In the coming months Elton will be busy himself with not one but two brand new albums of his own. He reveals his next studio album is already in the can, called The Diving Board and produced by T Bone Burnett, who was also behind his 2010 The Union album that reunited him with his old mentor Leon Russell and gave him his highest-charting new studio album on the Billboard 200 since 1976’s Blue Moves when it debuted and peaked at No.3.

However, the new album’s release has been put back until the spring because he does not want it to get in the way of Good Morning To The Night, an album by Australian dance music duo and Rocket signings Pnau featuring recreations of Elton recordings. This is scheduled for release in July.

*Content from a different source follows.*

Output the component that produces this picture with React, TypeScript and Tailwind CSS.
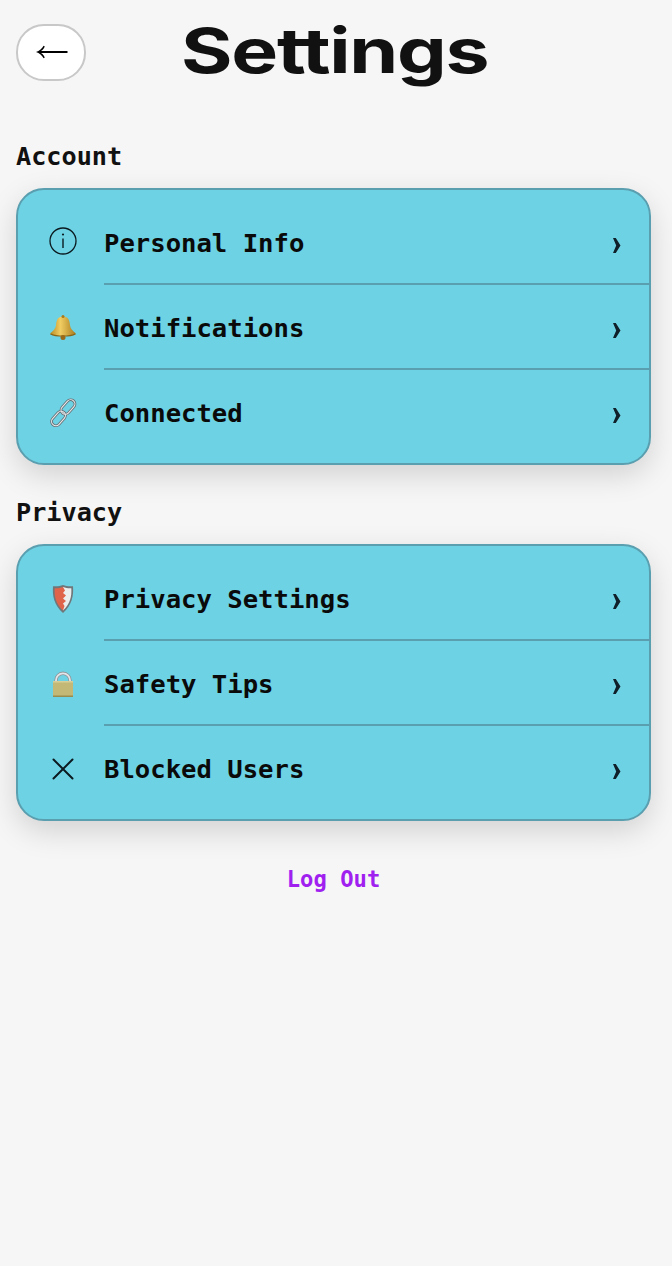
import type { ReactNode } from "react";

function BackArrow() {
  return (
    <svg width="36" height="20" viewBox="0 0 36 20" fill="#000000">
      <path d="M3 10c3.500-1.200 6-3.300 7.600-6.200l1.200.7C10.600 7 9.300 8.500 7.800 9h26.700v2H7.800c1.500.5 2.800 2 4 4.500l-1.200.7C9 13.300 6.500 11.200 3 10z" />
    </svg>
  );
}

function InfoIcon() {
  return (
    <svg className="mb-[4px]" width="30" height="30" viewBox="0 0 30 30" fill="none" stroke="#0b1a20">
      <circle cx="15" cy="15" r="13" strokeWidth="1.3" />
      <path d="M15 12.500V22" strokeWidth="1.400" />
      <circle cx="15" cy="8.500" r="1.100" fill="#0b1a20" stroke="none" />
    </svg>
  );
}

function BellIcon() {
  return (
    <svg width="30" height="30" viewBox="0 0 30 30">
      <defs>
        <linearGradient id="bell" x1="0" x2="1" y1="0" y2="0">
          <stop offset="0" stopColor="#b98a22" />
          <stop offset="0.4" stopColor="#f0cd62" />
          <stop offset="1" stopColor="#a87a1c" />
        </linearGradient>
      </defs>
      <path d="M15 3.500c-5 0-6.600 3.600-6.900 8-.3 4-2.600 6.500-6.100 9 3 2 7.500 2.600 13 2.600s10-.6 13-2.600c-3.500-2.500-5.800-5-6.100-9-.3-4.400-1.900-8-6.900-8z" fill="url(#bell)" />
      <path d="M3 20.500c3.500 1.500 7 2 12 2s8.500-.5 12-2c.5.4 1 .7 1 .7-3 2-7.500 2.400-13 2.400s-10-.4-13-2.400z" fill="#8a6414" />
      <circle cx="15" cy="24.500" r="2.500" fill="#9a6a18" />
      <circle cx="15" cy="3.500" r="1.500" fill="#a87a1c" />
    </svg>
  );
}

function LinkIcon() {
  return (
    <svg width="30" height="30" viewBox="0 0 30 30" fill="none">
      <g stroke="#666d72" strokeWidth="2.800">
        <rect x="2.250" y="16.250" width="16.500" height="8.500" rx="4.250" transform="rotate(-48 10.500 20.500)" />
        <rect x="11.750" y="4.750" width="16.500" height="8.500" rx="4.250" transform="rotate(-48 20 9)" />
      </g>
      <g stroke="#e8ecee" strokeWidth="1.100">
        <rect x="2.250" y="16.250" width="16.500" height="8.500" rx="4.250" transform="rotate(-48 10.500 20.500)" />
        <rect x="11.750" y="4.750" width="16.500" height="8.500" rx="4.250" transform="rotate(-48 20 9)" />
      </g>
    </svg>
  );
}

function ShieldIcon() {
  return (
    <svg width="30" height="30" viewBox="0 0 30 30">
      <path d="M15 1c3 1.200 6.500 1.600 10 1.200.8 9.500-1 18.800-10 26.800C6 21 4.200 11.700 5 2.200 8.500 2.600 12 2.200 15 1z" fill="#6f777b" />
      <path d="M15 3c3 1 5.500 1.400 8.300 1.200.5 8-.9 15.500-8.300 22.300z" fill="#eceeee" />
      <path d="M15 3c-3 1-5.500 1.400-8.300 1.200-.5 8 .9 15.500 8.300 22.300l1.500-4.500-1.500-2.500 3-2.500-3-2.500 3-3-3-2.500 2-2.500z" fill="#e0644a" />
    </svg>
  );
}

function LockIcon() {
  return (
    <svg width="30" height="30" viewBox="0 0 30 30">
      <path d="M8 13v-1.700a7 7 0 0 1 14 0V13" fill="none" stroke="#8d9398" strokeWidth="3.400" />
      <path d="M8 13v-1.700a7 7 0 0 1 14 0V13" fill="none" stroke="#e2e6e9" strokeWidth="1.800" />
      <rect x="5" y="12" width="20" height="16" rx="1" fill="#c4b877" />
      <rect x="5" y="12" width="20" height="1.500" fill="#d8cf98" />
      <rect x="5" y="26.500" width="20" height="1.500" fill="#978c50" />
    </svg>
  );
}

function CrossIcon() {
  return (
    <svg width="30" height="30" viewBox="0 0 30 30" fill="none" stroke="#0b1a20" strokeWidth="2" strokeLinecap="round">
      <path d="M5.500 5.500 24.500 24.500M24.500 5.500 5.500 24.500" />
    </svg>
  );
}

function Chevron() {
  return (
    <svg className="mt-[4px]" width="9" height="15" viewBox="0 0 9 15" fill="#10202a">
      <path d="M1 0h2.800L8.500 7.500 3.800 15H1l3.200-7.500z" />
    </svg>
  );
}

type Row = { icon: ReactNode; label: string };

const account: Row[] = [
  { icon: <InfoIcon />, label: "Personal Info" },
  { icon: <BellIcon />, label: "Notifications" },
  { icon: <LinkIcon />, label: "Connected" },
];

const privacy: Row[] = [
  { icon: <ShieldIcon />, label: "Privacy Settings" },
  { icon: <LockIcon />, label: "Safety Tips" },
  { icon: <CrossIcon />, label: "Blocked Users" },
];

function Section({ title, rows }: { title: string; rows: Row[] }) {
  return (
    <section>
      <h2 className="mb-[17px] h-[28px] text-[25.2px] leading-[28px] font-bold text-[#111111]">{title}</h2>
      <div className="w-[635px] rounded-[28px] border-2 border-[#5a9fb0] bg-[#6dd3e4] pt-[10px] pb-2 shadow-[0_10px_30px_rgba(0,0,0,0.15)]">
        {rows.map((row, i) => (
          <div key={row.label} className="flex h-[85px] pl-[30px]">
            <div className="flex w-[56px] shrink-0 items-center">{row.icon}</div>
            <div
              className={`flex flex-1 items-center justify-between border-b-2 pt-[4px] pr-[28px] ${
                i < rows.length - 1 ? "border-[#5a9fb0]" : "border-transparent"
              }`}
            >
              <span className="text-[25.6px] font-bold text-[#0a0a0a]">{row.label}</span>
              <Chevron />
            </div>
          </div>
        ))}
      </div>
    </section>
  );
}

export default function App() {
  return (
    <div className="min-h-[1266px] bg-[#f6f6f6] px-4 pt-6 font-['DejaVu_Sans_Mono','Liberation_Mono',monospace]">
      <header className="relative mb-[63px] flex h-[56px] items-center">
        <button className="flex h-[57px] w-[70px] items-center justify-center rounded-[28px] border-2 border-[#c8c8c8] bg-white">
          <BackArrow />
        </button>
        <h1 className="absolute left-[165px] top-[-13px] origin-left scale-x-[1.27] font-['Inter',sans-serif] text-[62px] leading-[80px] font-bold tracking-[-1px] text-[#111111]">
          Settings
        </h1>
      </header>
      <div className="flex flex-col gap-[34px]">
        <Section title="Account" rows={account} />
        <Section title="Privacy" rows={privacy} />
      </div>
      <div className="mt-[42px] w-[635px] text-center text-[22.2px] font-bold text-[#a020f0]">Log Out</div>
    </div>
  );
}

“It’s really fantastic and [the album’s first single Sad, credited to Elton John Vs Pnau] is No.30 on the airplay chart already. I’m so excited with that project that I didn’t want the two albums to cannibalise each other so I put my album back to next March,” he says.

“The Pnau record is a totally different thing for me. I’m a dance fanatic and I love that kind of music, but I’m certainly not technically qualified to do it, but this band Pnau, the two boys from Australia, we gave them all my old master tapes and what they’ve done, which is something that hasn’t ever been done before.

“For example on Good Morning To The Night - which is the first track on the album - they’ve taken bass drum, snare drum, bass, guitars, brass, horns and strings from nine different Elton John songs and created [a new tune]. It’s not a remix. It’s not a mash-up. It’s creating new songs from back catalogue, which is incredible,” he says.

“It’s so great to hear the album. It sounds so fresh with what they’ve done with it. The vocals sound great and it just reaffirms we wrote some nice songs and they were brilliantly recorded by Gus Dudgeon. It’s very exciting.”

Even four decades after his Your Song breakthrough, Elton can still talk so thrillingly about a new project - and it is just this kind of enthusiasm that is bound to rub off on Ed Sheeran.